◆ EXERCISE TASK ◆
Return every line below as is, leaving out the pictures.

◆ SOURCE EXCERPT ◆

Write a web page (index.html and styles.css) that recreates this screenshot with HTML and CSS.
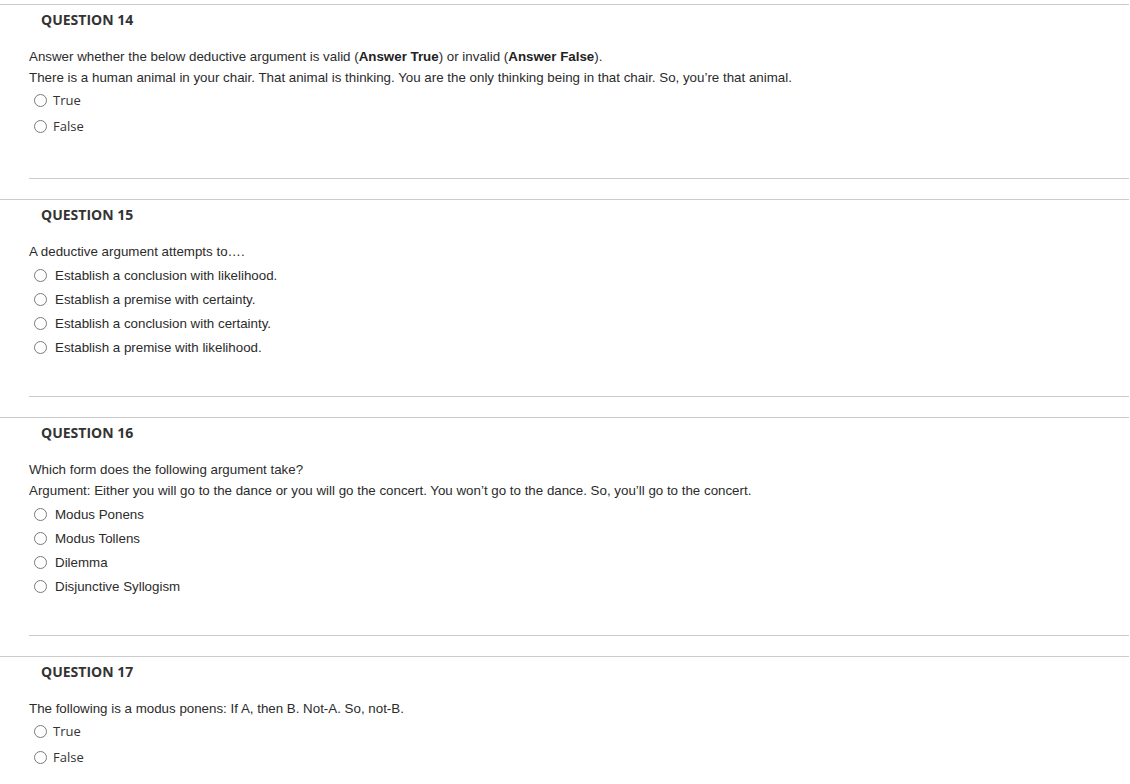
FILE: index.html
```html
<!DOCTYPE html>
<html>
<head>
<meta charset="utf-8">
<link rel="stylesheet" href="styles.css">
</head>
<body>
<div class="page">
  <section class="question">
    <div class="q-head">QUESTION 14</div>
    <div class="q-text">
      <p>Answer whether the below deductive argument is valid (<b>Answer True</b>) or invalid (<b>Answer False</b>).</p>
      <p>There is a human animal in your chair. That animal is thinking. You are the only thinking being in that chair. So, you’re that animal.</p>
    </div>
    <ul class="options options-tf">
      <li><span class="radio"></span><span class="label">True</span></li>
      <li><span class="radio"></span><span class="label">False</span></li>
    </ul>
    <div class="sep"></div>
  </section>

  <section class="question">
    <div class="q-head">QUESTION 15</div>
    <div class="q-text">
      <p>A deductive argument attempts to….</p>
    </div>
    <ul class="options">
      <li><span class="radio"></span><span class="label">Establish a conclusion with likelihood.</span></li>
      <li><span class="radio"></span><span class="label">Establish a premise with certainty.</span></li>
      <li><span class="radio"></span><span class="label">Establish a conclusion with certainty.</span></li>
      <li><span class="radio"></span><span class="label">Establish a premise with likelihood.</span></li>
    </ul>
    <div class="sep"></div>
  </section>

  <section class="question">
    <div class="q-head">QUESTION 16</div>
    <div class="q-text">
      <p>Which form does the following argument take?</p>
      <p>Argument: Either you will go to the dance or you will go the concert. You won’t go to the dance. So, you’ll go to the concert.</p>
    </div>
    <ul class="options">
      <li><span class="radio"></span><span class="label">Modus Ponens</span></li>
      <li><span class="radio"></span><span class="label">Modus Tollens</span></li>
      <li><span class="radio"></span><span class="label">Dilemma</span></li>
      <li><span class="radio"></span><span class="label">Disjunctive Syllogism</span></li>
    </ul>
    <div class="sep"></div>
  </section>

  <section class="question">
    <div class="q-head">QUESTION 17</div>
    <div class="q-text">
      <p>The following is a modus ponens: If A, then B. Not-A. So, not-B.</p>
    </div>
    <ul class="options options-tf">
      <li><span class="radio"></span><span class="label">True</span></li>
      <li><span class="radio"></span><span class="label">False</span></li>
    </ul>
  </section>
</div>
</body>
</html>
```

FILE: styles.css
```css
html, body {
  margin: 0;
  padding: 0;
  background: #ffffff;
}

body {
  font-family: "Liberation Sans", Arial, sans-serif;
  font-size: 13.33px;
  color: #2b2b2b;
  overflow: hidden;
}

.page {
  padding-top: 4px;
  width: 1129px;
}

.question {
  border-top: 1px solid #cccccc;
  padding-bottom: 20px;
}

.q-head {
  font-family: "Open Sans", sans-serif;
  font-weight: 700;
  font-size: 14px;
  line-height: 18px;
  color: #333333;
  padding: 6px 0 0 41px;
}

.q-text {
  margin-top: 17px;
  padding-left: 29px;
}

.q-text p {
  margin: 0;
  line-height: 21px;
}

.q-text b {
  font-weight: 700;
  color: #222222;
}

.options {
  list-style: none;
  margin: 1px 0 37px 0;
  padding: 0 0 0 34px;
}

.options li {
  display: flex;
  align-items: center;
  height: 24px;
}

.options .radio {
  flex: none;
  width: 11px;
  height: 11px;
  border: 1px solid #7a7a7a;
  border-radius: 50%;
  background: #ffffff;
  margin-right: 8px;
}

.options-tf {
  margin: -1px 0 39px 0;
}

.options-tf li {
  height: 26px;
}

.options-tf .label {
  font-family: "Open Sans", sans-serif;
  font-size: 13px;
  color: #333333;
  margin-left: -2px;
}

.sep {
  margin-left: 29px;
  border-top: 1px solid #cccccc;
}
```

◆ EXPECTED OUTPUT ◆
Write a web page (index.html and styles.css) that recreates this screenshot with HTML and CSS.
FILE: index.html
```html
<!DOCTYPE html>
<html>
<head>
<meta charset="utf-8">
<link rel="stylesheet" href="styles.css">
</head>
<body>
<div class="page">
  <section class="question">
    <div class="q-head">QUESTION 14</div>
    <div class="q-text">
      <p>Answer whether the below deductive argument is valid (<b>Answer True</b>) or invalid (<b>Answer False</b>).</p>
      <p>There is a human animal in your chair. That animal is thinking. You are the only thinking being in that chair. So, you’re that animal.</p>
    </div>
    <ul class="options options-tf">
      <li><span class="radio"></span><span class="label">True</span></li>
      <li><span class="radio"></span><span class="label">False</span></li>
    </ul>
    <div class="sep"></div>
  </section>

  <section class="question">
    <div class="q-head">QUESTION 15</div>
    <div class="q-text">
      <p>A deductive argument attempts to….</p>
    </div>
    <ul class="options">
      <li><span class="radio"></span><span class="label">Establish a conclusion with likelihood.</span></li>
      <li><span class="radio"></span><span class="label">Establish a premise with certainty.</span></li>
      <li><span class="radio"></span><span class="label">Establish a conclusion with certainty.</span></li>
      <li><span class="radio"></span><span class="label">Establish a premise with likelihood.</span></li>
    </ul>
    <div class="sep"></div>
  </section>

  <section class="question">
    <div class="q-head">QUESTION 16</div>
    <div class="q-text">
      <p>Which form does the following argument take?</p>
      <p>Argument: Either you will go to the dance or you will go the concert. You won’t go to the dance. So, you’ll go to the concert.</p>
    </div>
    <ul class="options">
      <li><span class="radio"></span><span class="label">Modus Ponens</span></li>
      <li><span class="radio"></span><span class="label">Modus Tollens</span></li>
      <li><span class="radio"></span><span class="label">Dilemma</span></li>
      <li><span class="radio"></span><span class="label">Disjunctive Syllogism</span></li>
    </ul>
    <div class="sep"></div>
  </section>

  <section class="question">
    <div class="q-head">QUESTION 17</div>
    <div class="q-text">
      <p>The following is a modus ponens: If A, then B. Not-A. So, not-B.</p>
    </div>
    <ul class="options options-tf">
      <li><span class="radio"></span><span class="label">True</span></li>
      <li><span class="radio"></span><span class="label">False</span></li>
    </ul>
  </section>
</div>
</body>
</html>
```

FILE: styles.css
```css
html, body {
  margin: 0;
  padding: 0;
  background: #ffffff;
}

body {
  font-family: "Liberation Sans", Arial, sans-serif;
  font-size: 13.33px;
  color: #2b2b2b;
  overflow: hidden;
}

.page {
  padding-top: 4px;
  width: 1129px;
}

.question {
  border-top: 1px solid #cccccc;
  padding-bottom: 20px;
}

.q-head {
  font-family: "Open Sans", sans-serif;
  font-weight: 700;
  font-size: 14px;
  line-height: 18px;
  color: #333333;
  padding: 6px 0 0 41px;
}

.q-text {
  margin-top: 17px;
  padding-left: 29px;
}

.q-text p {
  margin: 0;
  line-height: 21px;
}

.q-text b {
  font-weight: 700;
  color: #222222;
}

.options {
  list-style: none;
  margin: 1px 0 37px 0;
  padding: 0 0 0 34px;
}

.options li {
  display: flex;
  align-items: center;
  height: 24px;
}

.options .radio {
  flex: none;
  width: 11px;
  height: 11px;
  border: 1px solid #7a7a7a;
  border-radius: 50%;
  background: #ffffff;
  margin-right: 8px;
}

.options-tf {
  margin: -1px 0 39px 0;
}

.options-tf li {
  height: 26px;
}

.options-tf .label {
  font-family: "Open Sans", sans-serif;
  font-size: 13px;
  color: #333333;
  margin-left: -2px;
}

.sep {
  margin-left: 29px;
  border-top: 1px solid #cccccc;
}
```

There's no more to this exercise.